WHAT YOU HAVE TO DO:
Select from the data all lines with the word "screenshot".

# Start of SUPPLIED DATA

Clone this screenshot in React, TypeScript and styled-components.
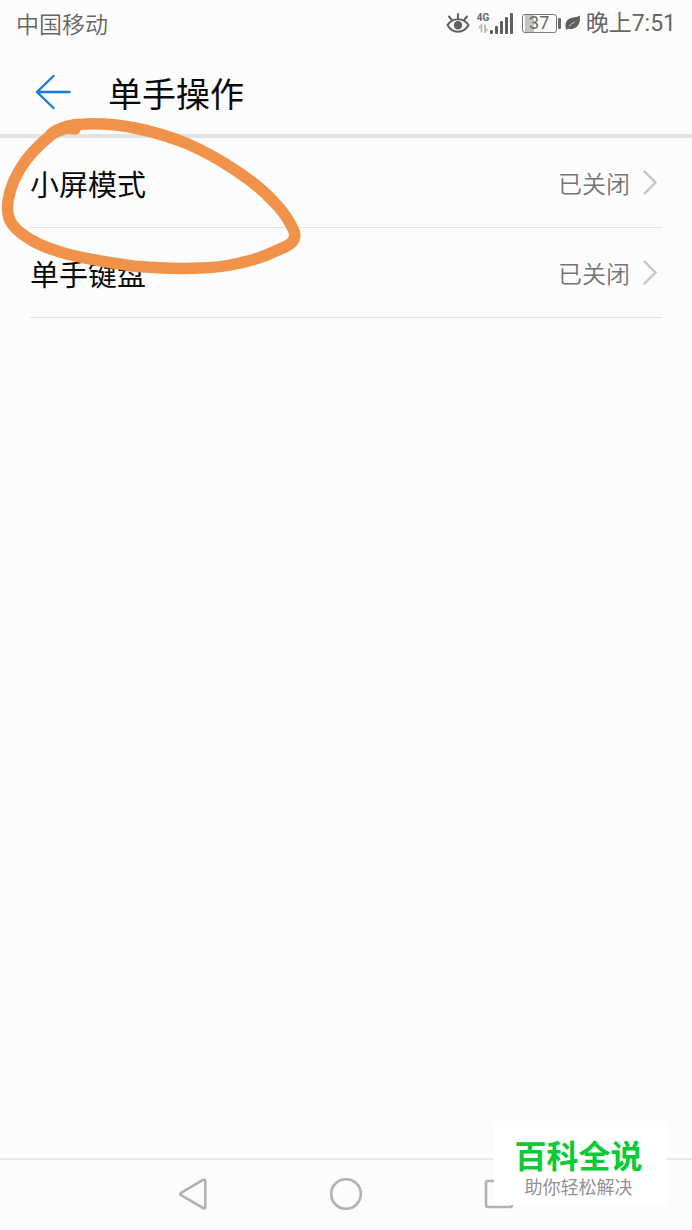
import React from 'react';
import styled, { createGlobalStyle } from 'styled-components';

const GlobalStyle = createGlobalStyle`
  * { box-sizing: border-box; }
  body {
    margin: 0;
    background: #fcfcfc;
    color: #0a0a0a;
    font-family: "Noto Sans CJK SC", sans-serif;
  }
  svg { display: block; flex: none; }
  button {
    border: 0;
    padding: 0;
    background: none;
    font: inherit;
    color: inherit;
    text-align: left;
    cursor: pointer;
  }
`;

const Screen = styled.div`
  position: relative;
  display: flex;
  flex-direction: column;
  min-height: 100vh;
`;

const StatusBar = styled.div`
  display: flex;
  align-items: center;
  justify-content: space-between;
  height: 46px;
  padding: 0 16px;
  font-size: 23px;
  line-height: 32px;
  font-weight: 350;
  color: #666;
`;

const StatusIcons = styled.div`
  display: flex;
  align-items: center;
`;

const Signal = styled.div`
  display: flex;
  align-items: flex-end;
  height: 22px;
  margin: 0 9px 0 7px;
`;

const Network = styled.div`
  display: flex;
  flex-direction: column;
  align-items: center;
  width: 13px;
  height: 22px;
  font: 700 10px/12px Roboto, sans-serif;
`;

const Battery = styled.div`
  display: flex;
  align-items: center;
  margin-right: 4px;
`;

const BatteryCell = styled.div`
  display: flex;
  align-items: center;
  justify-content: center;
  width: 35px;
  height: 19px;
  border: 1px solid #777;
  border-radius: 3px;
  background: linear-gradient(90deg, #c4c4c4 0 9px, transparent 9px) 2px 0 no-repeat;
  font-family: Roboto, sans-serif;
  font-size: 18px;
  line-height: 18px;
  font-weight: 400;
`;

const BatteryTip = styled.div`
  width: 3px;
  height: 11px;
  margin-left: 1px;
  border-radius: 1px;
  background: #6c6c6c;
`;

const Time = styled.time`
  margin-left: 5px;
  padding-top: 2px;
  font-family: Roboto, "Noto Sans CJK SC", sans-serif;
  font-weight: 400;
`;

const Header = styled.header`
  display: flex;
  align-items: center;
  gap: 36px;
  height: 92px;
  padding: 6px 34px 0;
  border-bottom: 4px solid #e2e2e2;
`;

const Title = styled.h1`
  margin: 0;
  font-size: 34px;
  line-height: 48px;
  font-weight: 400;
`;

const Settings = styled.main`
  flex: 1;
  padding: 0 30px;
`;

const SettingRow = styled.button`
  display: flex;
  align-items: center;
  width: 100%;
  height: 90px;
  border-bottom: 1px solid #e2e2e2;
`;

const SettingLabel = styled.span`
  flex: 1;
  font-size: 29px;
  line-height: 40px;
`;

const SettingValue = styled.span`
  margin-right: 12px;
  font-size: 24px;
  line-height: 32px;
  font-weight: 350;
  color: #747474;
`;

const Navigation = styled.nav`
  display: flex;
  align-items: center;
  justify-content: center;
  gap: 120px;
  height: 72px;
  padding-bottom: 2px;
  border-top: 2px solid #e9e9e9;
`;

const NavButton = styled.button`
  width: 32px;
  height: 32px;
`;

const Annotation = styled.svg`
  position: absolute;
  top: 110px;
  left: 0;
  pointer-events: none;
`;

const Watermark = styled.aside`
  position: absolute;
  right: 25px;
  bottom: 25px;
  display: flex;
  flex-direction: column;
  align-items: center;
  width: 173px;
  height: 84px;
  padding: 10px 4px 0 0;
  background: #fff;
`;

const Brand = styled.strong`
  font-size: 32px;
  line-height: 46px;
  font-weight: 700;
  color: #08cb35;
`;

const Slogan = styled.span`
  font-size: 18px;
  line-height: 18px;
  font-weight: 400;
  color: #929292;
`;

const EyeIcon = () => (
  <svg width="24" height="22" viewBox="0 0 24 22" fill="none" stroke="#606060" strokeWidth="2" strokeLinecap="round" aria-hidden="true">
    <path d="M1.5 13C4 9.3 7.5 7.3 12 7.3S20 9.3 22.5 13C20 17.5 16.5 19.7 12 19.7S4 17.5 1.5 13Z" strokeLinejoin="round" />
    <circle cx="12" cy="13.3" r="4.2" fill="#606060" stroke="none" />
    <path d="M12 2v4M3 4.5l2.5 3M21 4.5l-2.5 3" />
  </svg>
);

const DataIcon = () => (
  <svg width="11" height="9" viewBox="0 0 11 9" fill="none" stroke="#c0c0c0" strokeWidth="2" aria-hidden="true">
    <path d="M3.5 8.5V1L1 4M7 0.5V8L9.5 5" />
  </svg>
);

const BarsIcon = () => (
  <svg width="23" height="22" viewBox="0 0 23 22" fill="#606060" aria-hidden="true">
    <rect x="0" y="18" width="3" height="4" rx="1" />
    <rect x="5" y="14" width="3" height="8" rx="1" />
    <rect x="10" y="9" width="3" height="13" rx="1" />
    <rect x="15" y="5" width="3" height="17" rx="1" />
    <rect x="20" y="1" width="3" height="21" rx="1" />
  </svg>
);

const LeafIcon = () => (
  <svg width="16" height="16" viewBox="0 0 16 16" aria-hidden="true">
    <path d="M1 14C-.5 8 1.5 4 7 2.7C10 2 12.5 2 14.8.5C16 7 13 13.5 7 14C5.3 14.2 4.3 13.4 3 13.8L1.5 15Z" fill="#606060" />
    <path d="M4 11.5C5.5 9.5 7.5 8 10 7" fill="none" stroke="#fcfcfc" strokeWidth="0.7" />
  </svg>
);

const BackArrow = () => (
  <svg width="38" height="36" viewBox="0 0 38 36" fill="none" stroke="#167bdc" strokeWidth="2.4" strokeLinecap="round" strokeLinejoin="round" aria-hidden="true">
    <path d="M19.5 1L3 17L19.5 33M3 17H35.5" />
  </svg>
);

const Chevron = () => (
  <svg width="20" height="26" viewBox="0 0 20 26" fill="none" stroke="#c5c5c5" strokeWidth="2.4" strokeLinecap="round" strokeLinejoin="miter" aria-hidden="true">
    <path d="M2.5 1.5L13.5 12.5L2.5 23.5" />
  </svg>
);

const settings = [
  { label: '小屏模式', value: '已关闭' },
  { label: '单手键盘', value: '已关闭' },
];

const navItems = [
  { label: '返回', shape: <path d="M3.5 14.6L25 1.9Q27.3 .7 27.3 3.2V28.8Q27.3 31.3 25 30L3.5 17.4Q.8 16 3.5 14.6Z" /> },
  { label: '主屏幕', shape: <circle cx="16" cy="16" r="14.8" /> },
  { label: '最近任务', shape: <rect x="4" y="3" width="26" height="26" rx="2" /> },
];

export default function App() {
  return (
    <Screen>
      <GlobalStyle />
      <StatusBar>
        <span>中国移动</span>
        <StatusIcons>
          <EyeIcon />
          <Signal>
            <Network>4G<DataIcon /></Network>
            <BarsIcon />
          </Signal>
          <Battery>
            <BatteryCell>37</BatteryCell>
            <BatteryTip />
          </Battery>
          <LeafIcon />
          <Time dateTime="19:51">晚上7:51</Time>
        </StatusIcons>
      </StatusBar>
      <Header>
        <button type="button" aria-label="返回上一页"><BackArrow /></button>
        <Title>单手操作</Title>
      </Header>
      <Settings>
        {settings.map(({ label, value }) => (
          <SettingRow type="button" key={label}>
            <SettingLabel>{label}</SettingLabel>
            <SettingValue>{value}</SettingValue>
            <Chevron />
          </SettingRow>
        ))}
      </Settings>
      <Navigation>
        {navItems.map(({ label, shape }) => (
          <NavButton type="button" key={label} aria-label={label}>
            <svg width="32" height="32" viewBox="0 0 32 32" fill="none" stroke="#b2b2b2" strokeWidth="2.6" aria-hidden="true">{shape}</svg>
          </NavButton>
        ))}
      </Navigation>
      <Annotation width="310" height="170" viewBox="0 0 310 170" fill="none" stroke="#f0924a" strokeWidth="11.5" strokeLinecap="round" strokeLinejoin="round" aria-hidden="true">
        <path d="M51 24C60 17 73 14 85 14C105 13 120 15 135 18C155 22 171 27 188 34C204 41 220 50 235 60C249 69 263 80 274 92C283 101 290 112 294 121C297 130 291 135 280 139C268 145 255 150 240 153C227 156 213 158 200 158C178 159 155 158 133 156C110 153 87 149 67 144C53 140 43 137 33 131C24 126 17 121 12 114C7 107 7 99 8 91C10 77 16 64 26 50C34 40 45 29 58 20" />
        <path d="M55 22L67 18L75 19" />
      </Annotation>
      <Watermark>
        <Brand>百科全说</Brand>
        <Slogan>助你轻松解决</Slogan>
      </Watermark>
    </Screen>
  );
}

# End of SUPPLIED DATA
# Start of SUPPLIED DATA

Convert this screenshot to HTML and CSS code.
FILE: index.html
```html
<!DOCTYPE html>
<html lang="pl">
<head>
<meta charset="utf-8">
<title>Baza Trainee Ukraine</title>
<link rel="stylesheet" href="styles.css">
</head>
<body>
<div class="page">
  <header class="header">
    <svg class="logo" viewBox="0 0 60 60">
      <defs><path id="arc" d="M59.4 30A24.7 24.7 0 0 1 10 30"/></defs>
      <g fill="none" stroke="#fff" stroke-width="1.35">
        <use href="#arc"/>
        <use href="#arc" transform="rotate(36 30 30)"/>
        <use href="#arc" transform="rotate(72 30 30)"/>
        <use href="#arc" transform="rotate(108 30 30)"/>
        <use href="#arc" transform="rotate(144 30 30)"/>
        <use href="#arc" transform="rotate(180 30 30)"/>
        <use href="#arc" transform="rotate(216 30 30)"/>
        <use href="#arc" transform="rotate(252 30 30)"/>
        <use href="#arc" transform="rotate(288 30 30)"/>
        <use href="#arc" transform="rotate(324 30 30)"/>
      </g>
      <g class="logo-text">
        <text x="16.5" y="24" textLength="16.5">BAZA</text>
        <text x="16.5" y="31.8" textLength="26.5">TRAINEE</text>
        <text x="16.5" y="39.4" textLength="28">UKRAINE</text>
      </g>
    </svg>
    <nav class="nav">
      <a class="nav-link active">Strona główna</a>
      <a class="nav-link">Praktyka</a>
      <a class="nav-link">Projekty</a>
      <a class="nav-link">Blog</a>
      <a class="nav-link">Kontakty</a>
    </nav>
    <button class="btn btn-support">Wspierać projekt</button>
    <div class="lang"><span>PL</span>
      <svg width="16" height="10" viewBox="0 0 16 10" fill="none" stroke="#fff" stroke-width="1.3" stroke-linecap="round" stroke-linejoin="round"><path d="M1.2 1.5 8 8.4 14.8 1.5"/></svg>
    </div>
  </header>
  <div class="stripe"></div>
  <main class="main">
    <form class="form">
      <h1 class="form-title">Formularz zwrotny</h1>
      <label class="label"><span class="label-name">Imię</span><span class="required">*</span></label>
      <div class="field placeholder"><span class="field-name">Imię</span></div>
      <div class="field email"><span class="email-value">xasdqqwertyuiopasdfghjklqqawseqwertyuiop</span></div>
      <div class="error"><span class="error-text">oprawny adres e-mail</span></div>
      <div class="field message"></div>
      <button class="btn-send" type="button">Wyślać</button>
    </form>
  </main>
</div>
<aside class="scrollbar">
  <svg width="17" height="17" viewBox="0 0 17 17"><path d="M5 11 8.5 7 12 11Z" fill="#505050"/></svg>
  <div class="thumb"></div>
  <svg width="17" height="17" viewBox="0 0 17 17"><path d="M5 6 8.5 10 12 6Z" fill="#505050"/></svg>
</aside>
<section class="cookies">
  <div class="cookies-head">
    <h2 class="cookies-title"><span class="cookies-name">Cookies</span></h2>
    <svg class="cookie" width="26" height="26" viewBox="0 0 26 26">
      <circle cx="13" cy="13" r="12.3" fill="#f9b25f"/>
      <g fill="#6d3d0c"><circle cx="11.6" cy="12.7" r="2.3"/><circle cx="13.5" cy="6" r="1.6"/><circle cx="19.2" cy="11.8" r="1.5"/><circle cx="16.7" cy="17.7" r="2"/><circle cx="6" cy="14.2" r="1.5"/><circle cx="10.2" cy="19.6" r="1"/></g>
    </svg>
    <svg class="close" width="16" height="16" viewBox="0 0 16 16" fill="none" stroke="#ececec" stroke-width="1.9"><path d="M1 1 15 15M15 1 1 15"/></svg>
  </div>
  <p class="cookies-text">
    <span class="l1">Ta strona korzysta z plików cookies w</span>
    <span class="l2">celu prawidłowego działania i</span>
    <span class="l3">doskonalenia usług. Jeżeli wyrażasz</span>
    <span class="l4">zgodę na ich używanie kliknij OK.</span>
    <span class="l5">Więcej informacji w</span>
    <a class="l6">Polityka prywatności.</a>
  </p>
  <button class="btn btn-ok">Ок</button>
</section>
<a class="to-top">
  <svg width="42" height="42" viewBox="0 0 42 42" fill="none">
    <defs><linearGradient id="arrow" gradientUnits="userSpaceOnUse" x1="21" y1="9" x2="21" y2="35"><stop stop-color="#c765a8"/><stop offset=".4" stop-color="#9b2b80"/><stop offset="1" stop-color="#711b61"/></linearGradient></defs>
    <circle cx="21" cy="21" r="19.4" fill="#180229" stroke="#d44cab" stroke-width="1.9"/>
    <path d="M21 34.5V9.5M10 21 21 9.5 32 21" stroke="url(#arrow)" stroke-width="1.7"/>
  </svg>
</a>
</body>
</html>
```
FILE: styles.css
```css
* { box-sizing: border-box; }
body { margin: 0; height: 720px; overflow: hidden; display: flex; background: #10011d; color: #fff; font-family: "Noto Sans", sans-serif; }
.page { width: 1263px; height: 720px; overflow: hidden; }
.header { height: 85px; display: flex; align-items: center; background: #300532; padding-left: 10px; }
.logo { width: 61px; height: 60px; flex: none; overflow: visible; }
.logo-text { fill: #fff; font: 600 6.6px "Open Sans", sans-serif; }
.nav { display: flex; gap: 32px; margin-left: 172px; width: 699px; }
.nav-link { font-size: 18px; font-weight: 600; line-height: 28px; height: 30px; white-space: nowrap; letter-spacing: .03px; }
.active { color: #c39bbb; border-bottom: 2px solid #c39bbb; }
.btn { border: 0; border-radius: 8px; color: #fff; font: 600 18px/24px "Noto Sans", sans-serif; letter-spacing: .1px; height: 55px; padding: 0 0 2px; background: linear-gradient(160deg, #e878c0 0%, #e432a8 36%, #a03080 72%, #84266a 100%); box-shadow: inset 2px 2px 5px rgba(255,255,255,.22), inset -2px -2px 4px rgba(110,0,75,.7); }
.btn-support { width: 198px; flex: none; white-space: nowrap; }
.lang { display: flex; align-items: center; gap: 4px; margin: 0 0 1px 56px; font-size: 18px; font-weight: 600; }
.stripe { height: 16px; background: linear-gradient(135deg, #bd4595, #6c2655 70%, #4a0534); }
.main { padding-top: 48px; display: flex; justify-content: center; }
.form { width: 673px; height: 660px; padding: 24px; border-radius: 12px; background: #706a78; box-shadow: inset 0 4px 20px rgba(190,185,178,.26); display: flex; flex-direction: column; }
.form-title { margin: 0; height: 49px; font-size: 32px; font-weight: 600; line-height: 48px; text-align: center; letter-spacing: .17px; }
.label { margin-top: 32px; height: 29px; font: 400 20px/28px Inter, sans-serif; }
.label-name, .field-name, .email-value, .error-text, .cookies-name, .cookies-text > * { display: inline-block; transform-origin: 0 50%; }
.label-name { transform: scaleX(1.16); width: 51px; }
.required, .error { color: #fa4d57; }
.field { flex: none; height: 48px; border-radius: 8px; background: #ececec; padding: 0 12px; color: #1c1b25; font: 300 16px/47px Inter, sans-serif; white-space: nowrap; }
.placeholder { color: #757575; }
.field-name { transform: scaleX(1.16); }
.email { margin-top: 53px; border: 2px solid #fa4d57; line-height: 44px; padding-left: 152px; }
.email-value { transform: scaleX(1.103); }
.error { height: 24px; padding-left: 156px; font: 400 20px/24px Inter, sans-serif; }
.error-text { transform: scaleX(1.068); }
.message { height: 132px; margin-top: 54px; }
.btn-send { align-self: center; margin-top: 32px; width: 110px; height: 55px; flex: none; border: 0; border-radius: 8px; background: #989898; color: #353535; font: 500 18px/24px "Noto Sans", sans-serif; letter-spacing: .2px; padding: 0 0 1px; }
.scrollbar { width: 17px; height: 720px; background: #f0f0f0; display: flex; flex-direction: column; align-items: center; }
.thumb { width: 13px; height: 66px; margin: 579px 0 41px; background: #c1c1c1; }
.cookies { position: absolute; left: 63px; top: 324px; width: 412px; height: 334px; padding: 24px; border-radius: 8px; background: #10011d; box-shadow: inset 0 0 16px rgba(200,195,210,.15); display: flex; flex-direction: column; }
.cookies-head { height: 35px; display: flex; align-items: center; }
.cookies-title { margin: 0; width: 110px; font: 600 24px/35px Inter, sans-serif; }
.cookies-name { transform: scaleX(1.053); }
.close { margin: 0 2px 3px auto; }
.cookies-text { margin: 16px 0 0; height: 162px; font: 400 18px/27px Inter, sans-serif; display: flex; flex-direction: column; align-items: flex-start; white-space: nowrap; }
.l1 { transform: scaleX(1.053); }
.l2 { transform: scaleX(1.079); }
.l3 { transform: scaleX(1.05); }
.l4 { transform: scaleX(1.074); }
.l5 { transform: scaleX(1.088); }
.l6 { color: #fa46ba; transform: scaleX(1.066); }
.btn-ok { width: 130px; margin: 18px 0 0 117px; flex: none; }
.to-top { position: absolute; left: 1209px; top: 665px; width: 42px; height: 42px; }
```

# End of SUPPLIED DATA

EXPECTED ANSWER:
Clone this screenshot in React, TypeScript and styled-components.
Convert this screenshot to HTML and CSS code.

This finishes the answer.